Saturday, January 18, 2014

Vacation


We went away for a week. Somewhere warm.

We flew from nearly the top of my continent to nearly the bottom. When we left, it was somewhere in the range of -30˚C and when we arrived it was upwards of +30˚C. It's a heady change, in six hours to change 60˚.

Heady.

From boots and ice, to flip flops and sand. From running to the car because it's SO cold, to jumping in the pool because it's just so, so, so warm. And you're a little bit sweating from lying in the sun.

Of course, we were reminded as we got on our shuttle from the airport that really, -30 isn't so bad because in the summer, they get +40… and that's miserable. Especially when people have to work in that heat. I saw his point. I think he has a point.

Things were touch and go for us at first. From being shoved into the back of the resort - feeling like we were being ignored and isolated with giant generators drowning out even the sound of bugs flying past our heads - to rain, to Finleigh meltdowns, I really and truly wondered if we even should have gone. My anxiety got the best of me. I cried. I only slept 2 hours that first night. I was sad and miserable in a near paradise and angry with myself that I wasn't happier.
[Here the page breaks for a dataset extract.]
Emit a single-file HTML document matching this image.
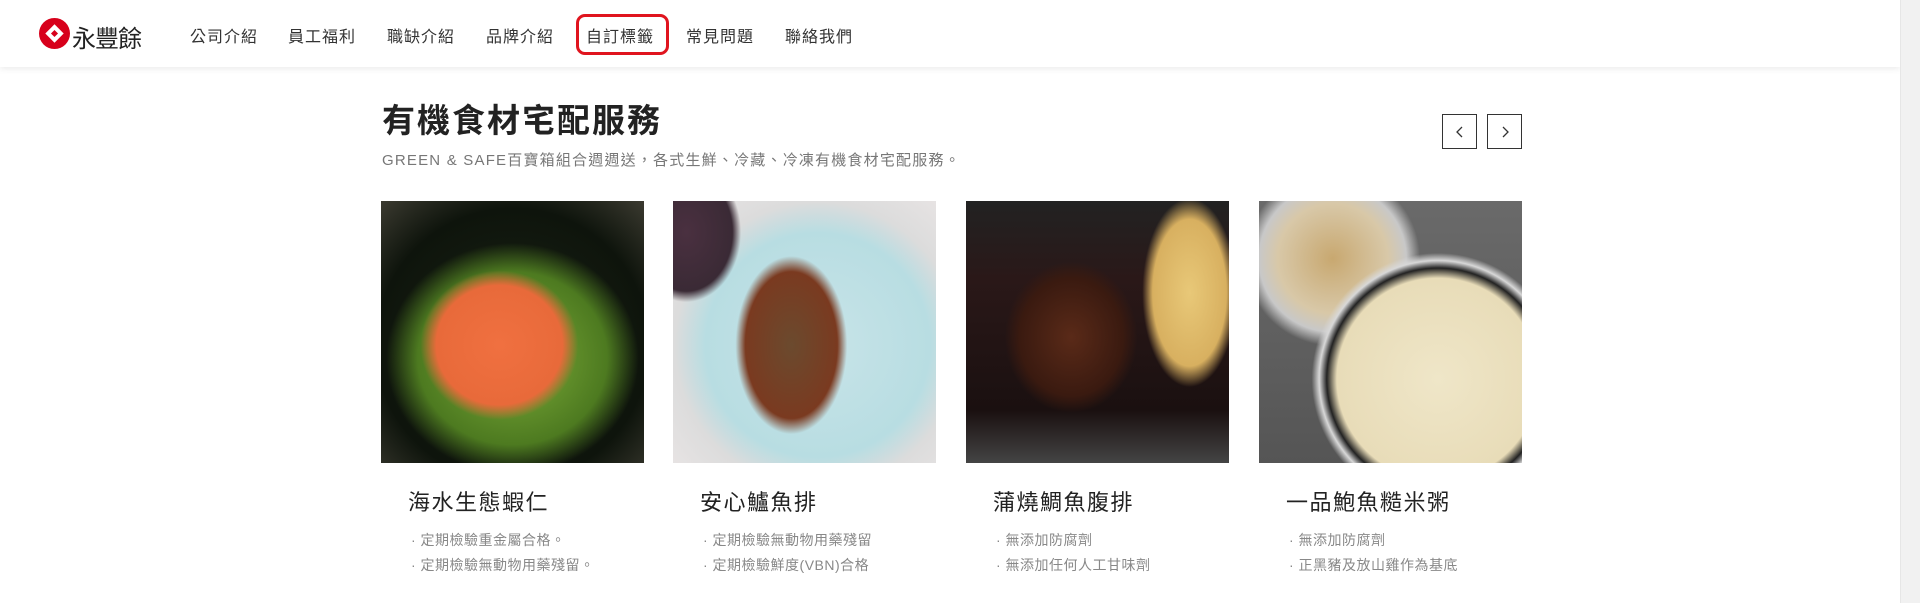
<!DOCTYPE html>
<html><head><meta charset="utf-8"><style>
*{margin:0;padding:0;box-sizing:border-box}
body{width:1920px;height:603px;overflow:hidden;background:#fff;font-family:"Liberation Sans","Noto Sans CJK TC",sans-serif;position:relative}
.hdr{position:absolute;left:0;top:0;width:1900px;height:67px;background:#fff;box-shadow:0 2px 6px rgba(0,0,0,.08)}
.sb{position:absolute;right:0;top:0;width:20px;height:603px;background:#f1f1f1;border-left:1px solid #e6e6e6}
.logo{position:absolute;left:39px;top:18px;width:31px;height:31px;border-radius:50%;background:#d7001b}
.logo:after{content:"";position:absolute;left:9px;top:9px;width:13px;height:13px;background:#fff;transform:rotate(45deg)}
.logo i{position:absolute;left:13px;top:13px;width:5px;height:5px;background:#d7001b;transform:rotate(45deg);z-index:2}
.lt{position:absolute;left:72px;top:19px;font-size:24px;color:#222;letter-spacing:-1px}
.nav{position:absolute;top:23px;font-size:16px;color:#333;letter-spacing:1px}
.red{position:absolute;left:576px;top:14px;width:93px;height:41px;border:3px solid #e0141e;border-radius:9px}
h1{position:absolute;left:382px;top:94px;font-size:33px;font-weight:bold;color:#222;letter-spacing:2px}
.sub{position:absolute;left:382px;top:149px;font-size:15px;color:#777;letter-spacing:1.2px}
.btn{position:absolute;top:114px;width:35px;height:35px;border:1px solid #333}
.btn svg{position:absolute;left:11px;top:11px}
.img{position:absolute;top:201px;width:263px;height:262px;overflow:hidden}
.ct{position:absolute;top:485px;font-size:22px;color:#222;letter-spacing:1.5px}
.li{position:absolute;font-size:14px;color:#888;letter-spacing:.5px}
</style></head><body>
<div class="hdr">
<div class="logo"><i></i></div><div class="lt">永豐餘</div>
<div class="nav" style="left:190px">公司介紹</div>
<div class="nav" style="left:288px">員工福利</div>
<div class="nav" style="left:387px">職缺介紹</div>
<div class="nav" style="left:486px">品牌介紹</div>
<div class="nav" style="left:586px">自訂標籤</div>
<div class="nav" style="left:686px">常見問題</div>
<div class="nav" style="left:785px">聯絡我們</div>
<div class="red"></div>
</div>
<div class="sb"></div>
<h1>有機食材宅配服務</h1>
<div class="sub">GREEN &amp; SAFE百寶箱組合週週送，各式生鮮、冷藏、冷凍有機食材宅配服務。</div>
<div class="btn" style="left:1442px"><svg width="12" height="12"><path d="M8 1 L3 6 L8 11" fill="none" stroke="#333" stroke-width="1.3"/></svg></div>
<div class="btn" style="left:1487px"><svg width="12" height="12"><path d="M4 1 L9 6 L4 11" fill="none" stroke="#333" stroke-width="1.3"/></svg></div>

<div class="img" style="left:381px;background:radial-gradient(ellipse 40% 38% at 45% 55%,#f07040 0,#e86a3a 60%,transparent 75%),radial-gradient(ellipse 60% 55% at 50% 60%,#7fae3a 0,#4d7a20 60%,transparent 80%),radial-gradient(circle at 50% 55%,#1a2414 0,#0e140c 70%,#3b3a30 100%)"></div>
<div class="img" style="left:673px;background:radial-gradient(ellipse 25% 40% at 45% 55%,#6b4a2e 0,#7a3a20 70%,transparent 85%),radial-gradient(ellipse 22% 28% at 5% 12%,#4a3040 0,#3a2a35 80%,transparent 95%),radial-gradient(circle at 55% 55%,#c8e4e8 0,#b8dde2 55%,#dcdcdc 70%,#ebe6e6 100%)"></div>
<div class="img" style="left:966px;background:radial-gradient(ellipse 28% 32% at 40% 52%,#5a2a18 0,#3a1a10 70%,transparent 90%),radial-gradient(ellipse 20% 40% at 85% 35%,#e8c878 0,#d8b060 70%,transparent 90%),linear-gradient(180deg,#222 0,#2a1818 30%,#1a1010 80%,#444 100%)"></div>
<div class="img" style="left:1259px;background:radial-gradient(circle at 68% 68%,#efe6c8 0,#e8dcb8 40%,#222 44%,#d8d8d8 47%,transparent 50%),radial-gradient(ellipse 35% 35% at 28% 22%,#c8a870 0,#d8c8a8 60%,#c8c8c8 80%,transparent 95%),linear-gradient(#6a6a6a,#555)"></div>

<div class="ct" style="left:408px">海水生態蝦仁</div>
<div class="li" style="left:411px;top:530px">· 定期檢驗重金屬合格。</div>
<div class="li" style="left:411px;top:555px">· 定期檢驗無動物用藥殘留。</div>
<div class="ct" style="left:700px">安心鱸魚排</div>
<div class="li" style="left:703px;top:530px">· 定期檢驗無動物用藥殘留</div>
<div class="li" style="left:703px;top:555px">· 定期檢驗鮮度(VBN)合格</div>
<div class="ct" style="left:993px">蒲燒鯛魚腹排</div>
<div class="li" style="left:996px;top:530px">· 無添加防腐劑</div>
<div class="li" style="left:996px;top:555px">· 無添加任何人工甘味劑</div>
<div class="ct" style="left:1286px">一品鮑魚糙米粥</div>
<div class="li" style="left:1289px;top:530px">· 無添加防腐劑</div>
<div class="li" style="left:1289px;top:555px">· 正黑豬及放山雞作為基底</div>
</body></html>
And even when we changed rooms to an ocean view overlooking the action, I felt unhappy. Ungrateful. Miserable. I hated myself for it.
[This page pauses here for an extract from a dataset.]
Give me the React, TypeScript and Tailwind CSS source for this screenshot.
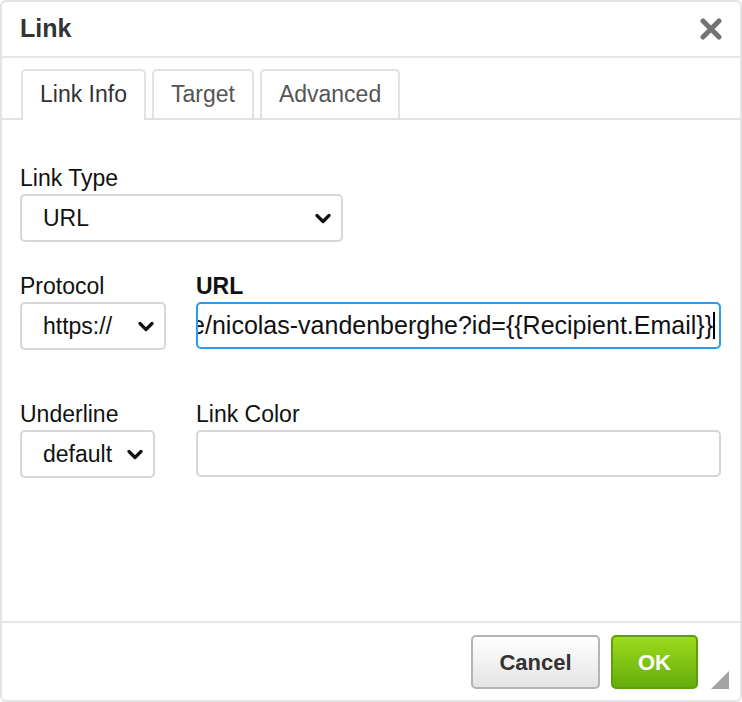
import { ReactNode } from "react";

const font = { fontFamily: '"Liberation Sans", Arial, sans-serif' };

const Chevron = () => (
  <svg width="16" height="11" viewBox="0 0 16 11" className="shrink-0">
    <path d="M2 2.5 L8 8.5 L14 2.5" fill="none" stroke="#111" strokeWidth="3.2" strokeLinecap="round" strokeLinejoin="round" />
  </svg>
);

const Select = ({ value, className }: { value: string; className: string }) => (
  <div
    className={`h-[48px] flex items-center justify-between pl-[21px] pr-[10px] border-2 border-[#d6d6d6] rounded-[5px] bg-white text-[23px] text-[#111] ${className}`}
  >
    <span>{value}</span>
    <Chevron />
  </div>
);

const Label = ({ children, bold }: { children: ReactNode; bold?: boolean }) => (
  <div className={`text-[23px] leading-[26px] mb-[3px] text-[#111] ${bold ? "font-bold" : ""}`}>{children}</div>
);

const Tab = ({ label, active }: { label: string; active?: boolean }) => (
  <div
    className={`flex items-center border-2 border-b-0 border-[#e2e2e2] rounded-t-[5px] bg-white px-[17px] text-[23px] ${
      active ? "h-[51px] -mb-[2px] text-[#333] pb-[2px]" : "h-[49px] text-[#555]"
    }`}
  >
    {label}
  </div>
);

export default function App() {
  return (
    <div style={font} className="w-[742px] h-[702px] bg-white">
      <div className="h-full flex flex-col border-2 border-[#e4e4e4] rounded-[6px] overflow-hidden">
        {/* title bar */}
        <div className="h-[56px] shrink-0 flex items-center justify-between pl-[18px] pr-[18px] border-b-2 border-[#e6e6e6]">
          <span className="text-[25px] font-bold text-[#333]">Link</span>
          <svg width="22" height="22" viewBox="0 0 22 22">
            <path d="M3 3 L19 19 M19 3 L3 19" stroke="#737373" strokeWidth="5" strokeLinecap="round" />
          </svg>
        </div>

        {/* tabs */}
        <div className="shrink-0 flex items-end gap-[6px] pt-[11px] px-[19px] border-b-2 border-[#e2e2e2]">
          <Tab label="Link Info" active />
          <Tab label="Target" />
          <Tab label="Advanced" />
        </div>

        {/* fields */}
        <div className="flex-1 pl-[18px] pr-[19px] pt-[45px]">
          <Label>Link Type</Label>
          <Select value="URL" className="w-[323px]" />

          <div className="grid grid-cols-[176px_minmax(0,1fr)] mt-[31px]">
            <div>
              <Label>Protocol</Label>
              <Select value="https://" className="w-[146px]" />
            </div>
            <div className="min-w-0">
              <Label bold>URL</Label>
              {/* scrolled to the end, so the start of the address is clipped */}
              <div className="h-[47px] flex items-center justify-end overflow-hidden border-2 border-[#2b9bf0] rounded-[5px] pr-[4px] text-[25px] text-[#111] whitespace-nowrap">
                <span className="shrink-0">me/nicolas-vandenberghe?id={"{{"}Recipient.Email{"}}"}</span>
                <span className="w-[2px] h-[27px] bg-black shrink-0" />
              </div>
            </div>
          </div>

          <div className="grid grid-cols-[176px_minmax(0,1fr)] mt-[51px]">
            <div>
              <Label>Underline</Label>
              <Select value="default" className="w-[135px]" />
            </div>
            <div>
              <Label>Link Color</Label>
              <div className="h-[47px] border-2 border-[#d6d6d6] rounded-[5px] bg-white" />
            </div>
          </div>
        </div>

        {/* footer buttons */}
        <div className="h-[79px] shrink-0 flex items-start justify-end gap-[11px] pt-[12px] pr-[10px] border-t-2 border-[#e6e6e6]">
          <button className="h-[54px] w-[129px] rounded-[5px] border-2 border-[#b4b4b4] bg-gradient-to-b from-[#ffffff] to-[#e4e4e4] text-[22px] font-bold text-[#333]">
            Cancel
          </button>
          <button className="h-[54px] w-[87px] rounded-[5px] border-2 border-[#5e9f0c] bg-gradient-to-b from-[#9ddb1c] to-[#65ad0c] text-[22px] font-bold text-white">
            OK
          </button>
          <svg width="20" height="20" viewBox="0 0 20 20" className="self-end mb-[10px] ml-[1px]">
            <path d="M19 1 L19 19 L1 19 Z" fill="#a3a3a3" />
          </svg>
        </div>
      </div>
    </div>
  );
}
But after about the third day, a good dose of vitamin D, and a generous amount of Pina Coladas and Doctor Funks, I came out of my funk and enjoyed the rest of our time.

Brilliant blue, unbroken skies were the back drop to palm trees and bright, white walls. The sun shone. We had fun. Save for the few cup knocking overs. And the odd tantrum in a restaurant. Amongst the questioning and exasperated looks were kindred spirits who found Finleigh charming and loveable. We adopted a Great-Grandma and Great-Grandpa from Vancouver… who I felt especially attached to since losing my own Grandma so recently. And Lois (like Superman's girlfriend) from Missouri who told me that Finleigh reminded me of her great granddaughter (and I thought, HOW do you have a great granddaughter), who sat down in the sand and built sand castles with Finleigh. "Where's my little friend?" she would say each time she walked past. And Lois' brother and wife, who always called to us when we walked by. And made excuses for our eldest's rude behaviour.

And the last full day we were there, after being snubbed by many children, Finleigh finally made a friend. She had been laughed at and ignored. Given strange looks and even a few (so it seemed to me) disgusted looks. But when Nicole came into the pool, she was sweet and patient. Her dad came over, after awhile to confirm Finleigh's name. He spoke more words in English than I did in Spanish, but it was a short conversation nonetheless. It seems that Finleigh is a difficult name to get in Spanish. I didn't matter, however, since the girls had so much fun.

I wonder sometimes, why certain people are drawn to each other. Of the hundreds of people at the resort that week, those are the ones I will remember.

My very favourite server of the week. (Is that what I should call her? She waited tables. She filled drinks.) My very favourite one remembered my drink order. She winked at me and told me that I should have another one when I hesitated. She made me smile. I wanted to hug her all week. During breakfast on our last day, we were the only ones in her area. I finally saw her name tag - Suly. We got chatting and in her broken English, she told us a bit about her life. And how impressed she was of Brian and how good he was with his little girl. She wasn't so lucky to have a man like that in her life, she told us. Her son's birthday was the next day, she was taking the day off. She hoped her son's father would come. She didn't know if he would.

I could tell you about how Finleigh peed in the middle of the bar when we were ordering drinks. Or how, on the way home, she peed in the airport when she was napping and that I'd forgotten a change of clothes. Or that she peed again on the airplane. AGAIN. Not in the toilet. And then my hoody was wet too. And she had no pants or underwear, so she wore Brian's hoody and he and I walked around in our t-shirts after we got off the plane. Outside. Grateful it was only -5˚C.

Or about how we bought a little purse for Finleigh from a little girl about the same age for 50 pesos. I thought she should have been in school.

I could tell you lots of stuff, but you know the important bits. The parts I really want to share. And now I'm home. And really glad to be home. Happy to have had the chance to go away, but content with the life we are building for ourselves here. In the icy north.